Nvidia plans stronger fp64 performance for next gen high performance computing gpus

Nvidia is reaffirming its commitment to 64-bit floating point performance in high performance computing, signaling that upcoming architectures will restore and enhance fp64 capabilities after recent generations prioritized lower precision throughput.

Nvidia is pushing back against the perception that it is moving away from high performance computing and 64-bit precision, clarifying that recent product choices do not signal an exit from the space. The company told HPCWire that 64-bit floating point data remains central to its roadmap, even as recent architectures such as Hopper and Blackwell have emphasized lower precision formats more aligned with acceleration for artificial intelligence workloads.

Dion Harris, senior director of high performance computing and artificial intelligence hyperscale infrastructure solutions at Nvidia, said the company is “definitely looking to bring some additional [FP64] capabilities in our future gen architectures” and stressed that Nvidia is “very serious about making sure that we can deliver the required performance to power those simulation workloads.” The comments are aimed at users who rely on sustained double precision throughput, particularly in scientific and engineering domains, and who have been concerned by stagnating fp64 metrics in newer flagship accelerators.
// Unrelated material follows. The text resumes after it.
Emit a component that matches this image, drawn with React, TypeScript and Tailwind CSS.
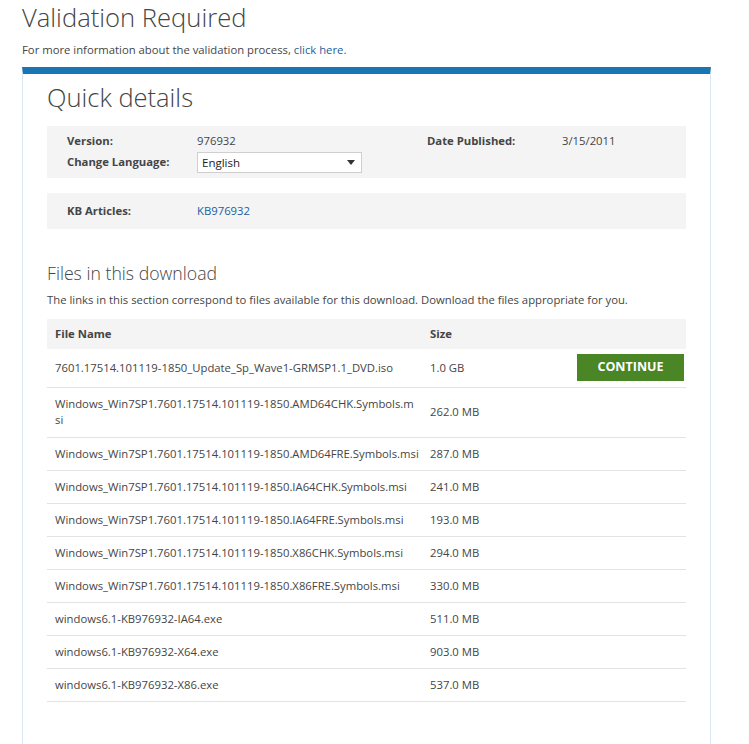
import React from 'react';

interface FileRow {
    name: string;
    tail?: string; // wrapped part of a long name
    size: string;
}

const files: FileRow[] = [
    { name: '7601.17514.101119-1850_Update_Sp_Wave1-GRMSP1.1_DVD.iso', size: '1.0 GB' },
    { name: 'Windows_Win7SP1.7601.17514.101119-1850.AMD64CHK.Symbols.m', tail: 'si', size: '262.0 MB' },
    { name: 'Windows_Win7SP1.7601.17514.101119-1850.AMD64FRE.Symbols.msi', size: '287.0 MB' },
    { name: 'Windows_Win7SP1.7601.17514.101119-1850.IA64CHK.Symbols.msi', size: '241.0 MB' },
    { name: 'Windows_Win7SP1.7601.17514.101119-1850.IA64FRE.Symbols.msi', size: '193.0 MB' },
    { name: 'Windows_Win7SP1.7601.17514.101119-1850.X86CHK.Symbols.msi', size: '294.0 MB' },
    { name: 'Windows_Win7SP1.7601.17514.101119-1850.X86FRE.Symbols.msi', size: '330.0 MB' },
    { name: 'windows6.1-KB976932-IA64.exe', size: '511.0 MB' },
    { name: 'windows6.1-KB976932-X64.exe', size: '903.0 MB' },
    { name: 'windows6.1-KB976932-X86.exe', size: '537.0 MB' },
];

const App = () => {
    return (
        <div className="min-h-screen bg-white px-[22px] text-[#454545] font-['Open_Sans',sans-serif] overflow-hidden">
            {/* Header */}
            <h1 className="pt-[1px] text-[25.6px] leading-[34px] font-light">Validation Required</h1>
            <p className="mt-[7px] text-[11.3px] leading-[16px]">
                For more information about the validation process,{' '}
                <a href="#" className="text-[#1b5f9c]">click here.</a>
            </p>

            {/* Panel */}
            <div className="mt-[9px] w-[689px] border-t-[7px] border-t-[#1a75b4] border-x border-x-[#d7e7f3] px-[24px] pb-[60px]">
                <h2 className="pt-[7px] text-[25.5px] leading-[32px] font-light">Quick details</h2>

                <div className="mt-[13px] bg-[#f4f4f4] px-[20px] pt-[5px] pb-[5px] text-[11.3px]">
                    <div className="flex h-[20px] items-center">
                        <span className="w-[130px] font-bold">Version:</span>
                        <span className="w-[230px]">976932</span>
                        <span className="w-[135px] font-bold">Date Published:</span>
                        <span>3/15/2011</span>
                    </div>
                    <div className="mt-[1px] flex items-center">
                        <span className="w-[130px] font-bold">Change Language:</span>
                        <div className="flex h-[21px] w-[165px] items-center justify-between border border-[#cfcfcf] bg-white pl-[4px] pr-[6px] text-[11.5px] text-[#222]">
                            <span>English</span>
                            <svg width="8" height="5" viewBox="0 0 8 5">
                                <path d="M0 0 H8 L4 5 Z" fill="#333" />
                            </svg>
                        </div>
                    </div>
                </div>

                <div className="mt-[15px] flex bg-[#f4f4f4] px-[20px] py-[8px] text-[11.3px] leading-[20px]">
                    <span className="w-[130px] font-bold">KB Articles:</span>
                    <a href="#" className="text-[#1b5f9c]">KB976932</a>
                </div>

                {/* Files */}
                <h3 className="mt-[32px] text-[17.7px] leading-[24px] font-light">Files in this download</h3>
                <p className="mt-[7px] text-[11.3px] leading-[16px]">
                    The links in this section correspond to files available for this download. Download the files appropriate for you.
                </p>

                <table className="mt-[11px] w-full table-fixed border-collapse text-left text-[11.3px]">
                    <colgroup>
                        <col className="w-[375px]" />
                        <col className="w-[150px]" />
                        <col />
                    </colgroup>
                    <thead>
                        <tr className="bg-[#f4f4f4] h-[30px]">
                            <th className="px-[8px] font-bold">File Name</th>
                            <th className="px-[8px] font-bold">Size</th>
                            <th></th>
                        </tr>
                    </thead>
                    <tbody>
                        {files.map((file, i) => (
                            <tr key={file.name} className={i === 0 ? 'h-[38px] border-b border-[#e3e3e3]' : 'border-b border-[#e3e3e3]'}>
                                <td className={file.tail ? 'px-[8px] py-[8px] leading-[16.5px] whitespace-nowrap align-middle' : 'px-[8px] py-[8px] leading-[16px] whitespace-nowrap align-middle'}>
                                    {file.name}
                                    {file.tail && (
                                        <>
                                            <br />
                                            {file.tail}
                                        </>
                                    )}
                                </td>
                                <td className="px-[8px] py-[8px] leading-[16px] align-middle whitespace-nowrap">{file.size}</td>
                                <td className="py-[5px] pr-[2px] text-right align-middle">
                                    {i === 0 && (
                                        <button className="h-[27px] w-[107px] bg-[#4a8526] text-[12.5px] font-bold text-white">
                                            CONTINUE
                                        </button>
                                    )}
                                </td>
                            </tr>
                        ))}
                    </tbody>
                </table>
            </div>
        </div>
    );
};

export default App;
The acceleration of 64-bit floating-point data paths is described as crucial for the high performance computing community, with the life sciences called out as a key beneficiary. Users have noted that when a workload demands sustained high-precision support, Nvidia’s recent generations have not met expectations. For comparison, Nvidia’s current most powerful B300 “Blackwell Ultra” accelerator achieves only 1.2 TeraFLOPS of FP64 performance. In contrast, the older H200 “Hopper” reaches an impressive 34 TeraFLOPS of FP64 compute at its peak. For FP8 low-precision, the B300 delivers 9 PetaFLOPS, while the H200 provides 3.958 PetaFLOPS. These figures highlight how Nvidia has so far optimized its newest platforms for lower precision formats, even as it now publicly commits to improving double precision capabilities in its next generation designs.